The evening included a ribbon-cutting ceremony, a guided tour of the renovated facilities and other festivities.

Chris Cronholm, a graduate from the class of ’75, was in attendance at the event with his wife Susie Cronholm, a teacher at Taft School.

He said he felt nostalgic being at his alma mater and seeing the changes in part because he met his wife here 20 years ago while working as a referee at a basketball game.

Rick Cronholm, a graduate from the class of ’81 and Chris’s cousin, noted how the rededication ceremony gave him a chance to show his pride for the place where four generations of his family were schooled and go on a guided tour.

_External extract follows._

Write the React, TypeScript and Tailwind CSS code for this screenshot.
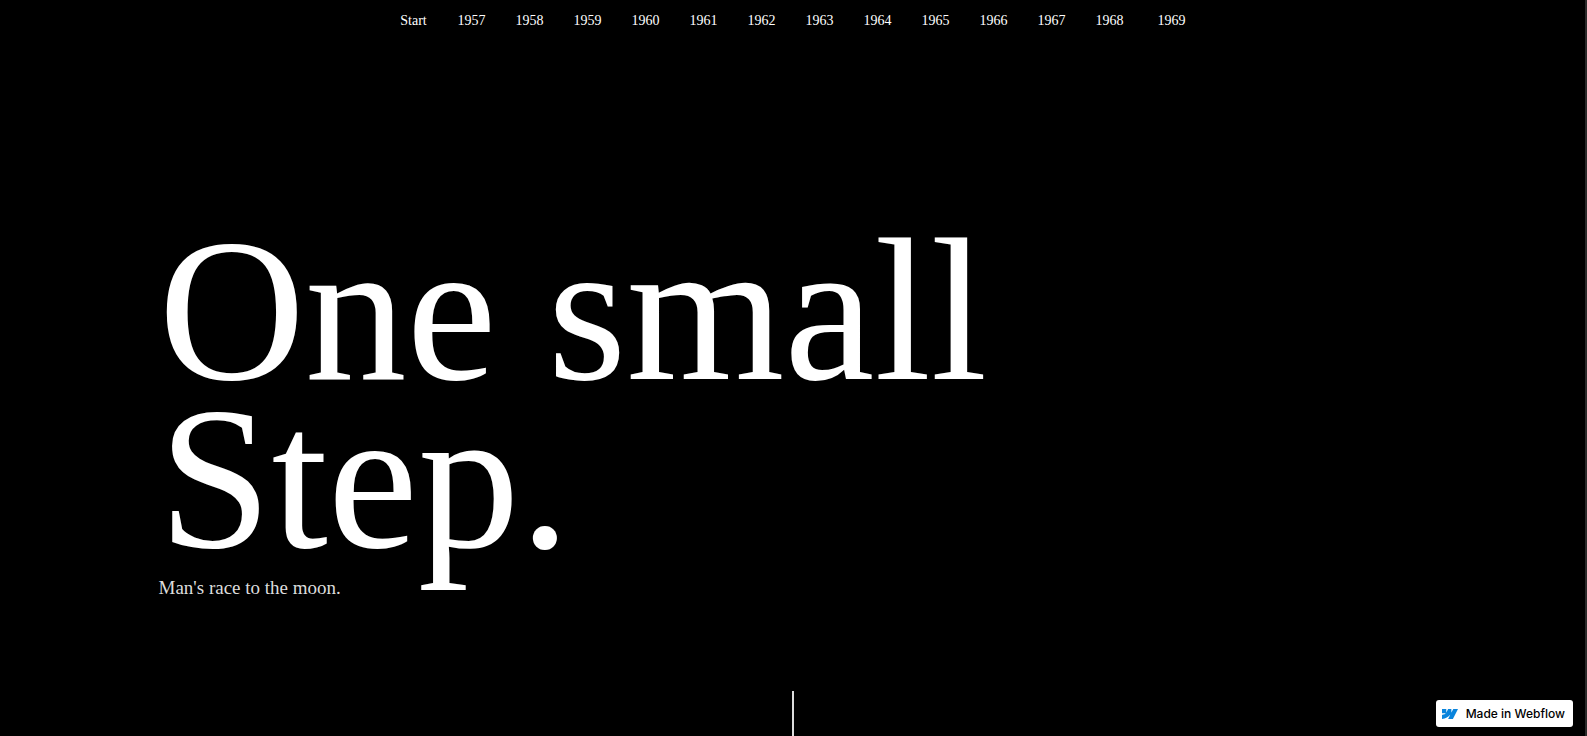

“They’ve modernized the building,” he said, adding that air conditioning and computers were not around when he was a student at Taft.

Skogsberg said the changes allow the school to become more modern, and how updates made to the heating systems was one of the more critical changes.

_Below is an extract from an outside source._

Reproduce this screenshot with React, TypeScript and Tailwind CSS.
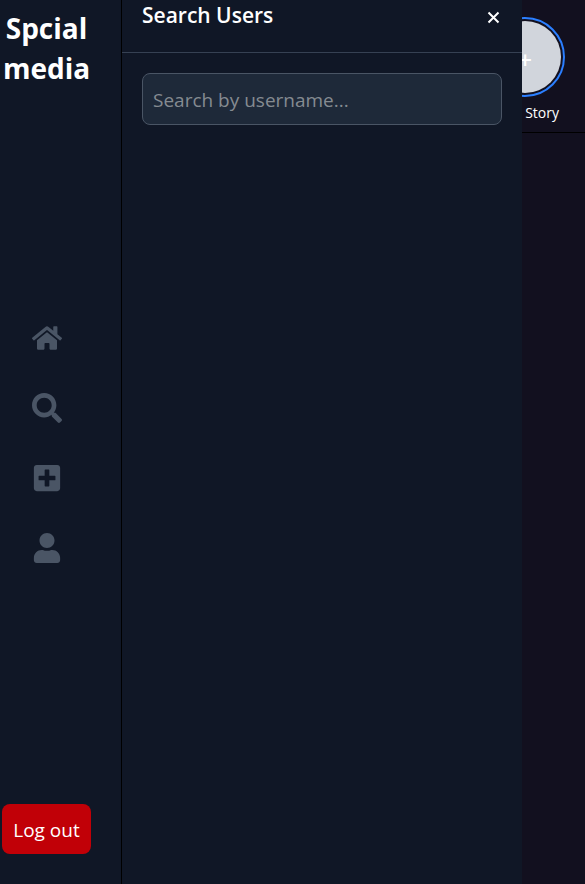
import { FaHome, FaPlusSquare, FaSearch, FaUser } from "react-icons/fa";

const links = [
  { label: "Home", Icon: FaHome },
  { label: "Search", Icon: FaSearch },
  { label: "Create post", Icon: FaPlusSquare },
  { label: "Profile", Icon: FaUser },
];

function Sidebar() {
  return (
    <aside className="flex w-[122px] shrink-0 flex-col items-center justify-between border-r border-black bg-[#101726] pt-2 pr-7 pb-[30px]">
      <h1 className="text-center text-[28px] leading-10 font-bold text-white">
        Spcial media
      </h1>
      <nav className="flex flex-col items-center gap-10 pb-1.5">
        {links.map(({ label, Icon }) => (
          <a key={label} href="#" aria-label={label} className="text-[#4a5565]">
            <Icon size={30} />
          </a>
        ))}
      </nav>
      <button
        type="button"
        className="h-[50px] w-[89px] rounded-lg bg-[#c10007] pt-0.5 text-[19px] whitespace-nowrap text-white"
      >
        Log out
      </button>
    </aside>
  );
}

function Stories() {
  return (
    <section className="flex h-[133px] justify-end border-b border-black pt-[17px] pr-5">
      <div className="flex w-20 flex-col items-center gap-1">
        <button
          type="button"
          aria-label="Add story"
          className="size-20 shrink-0 rounded-full border-2 border-[#2b7fff] p-0.5"
        >
          <span className="flex size-full items-center justify-center rounded-full bg-[#d1d5dc] pt-1.5 text-2xl font-semibold text-white">
            +
          </span>
        </button>
        <span className="text-sm leading-6 whitespace-nowrap text-white">Your Story</span>
      </div>
    </section>
  );
}

function SearchPanel() {
  return (
    <section className="absolute inset-y-0 left-[122px] w-[400px] bg-[#101726]">
      <header className="flex h-[53px] items-start justify-between border-b border-[#364153] px-5">
        <h2 className="text-[21px] leading-[30px] font-semibold text-white">Search Users</h2>
        <button type="button" aria-label="Close" className="flex h-9 items-center text-white">
          <svg viewBox="0 0 18 18" className="size-[18px]" fill="none" stroke="currentColor" strokeWidth="2">
            <path d="M4.5 3.5 14.5 13.5M14.5 3.5 4.5 13.5" />
          </svg>
        </button>
      </header>
      <div className="p-5">
        <input
          type="text"
          aria-label="Search by username"
          placeholder="Search by username..."
          className="h-[52px] w-full rounded-lg border border-[#4a5565] bg-[#1e2939] px-2.5 pt-0.5 text-[19px] text-white placeholder:text-[#858b91]"
        />
      </div>
    </section>
  );
}

export default function App() {
  return (
    <div className="relative flex min-h-screen bg-[#12101f] font-['Segoe_UI','Open_Sans','Noto_Sans',sans-serif]">
      <Sidebar />
      <main className="min-w-0 flex-1">
        <Stories />
      </main>
      <SearchPanel />
    </div>
  );
}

He added that the enhancements allow air conditioning in two-thirds more of classrooms.

Over the years, school officials have noted issues with their heating systems, which includes a boiler system in its 1959 building and a three-tiered furnace in its 1909 and 1939 wing.

Skogsberg said in the past, officials have shortened school days to the State-mandated, five-hour requirement because of issues related to extreme heat and HVAC—the most recent disruption of instruction took place in August 2014.

He added that at one point, temperatures inside the school had risen as high as 118 degrees with the windows closed.

School officials at Taft introduced an excessive heat plan to address related concerns in 2012.

Skogsberg said while the school replaced its boiler system this summer, they’re currently maintaining the furnace’s service.

School officials first sought Capital Development Board grant funds but seeing the institution’s place on the waiting list, they looked for other forms of assistance.

Taft raised $5.8 million through a referendum and two alternative revenue bonds for the enhancement project.

“We’re hopeful we’ll be able to rely on the state to fulfill its promise,” Skogsberg said.

Construction at Taft is in the punch-list process, a touch-up phase, and is expected to end Friday, September 3.

School officials at Taft were hopeful the enhancements would add to student success and further support their mission once classes had begun Sept. 8.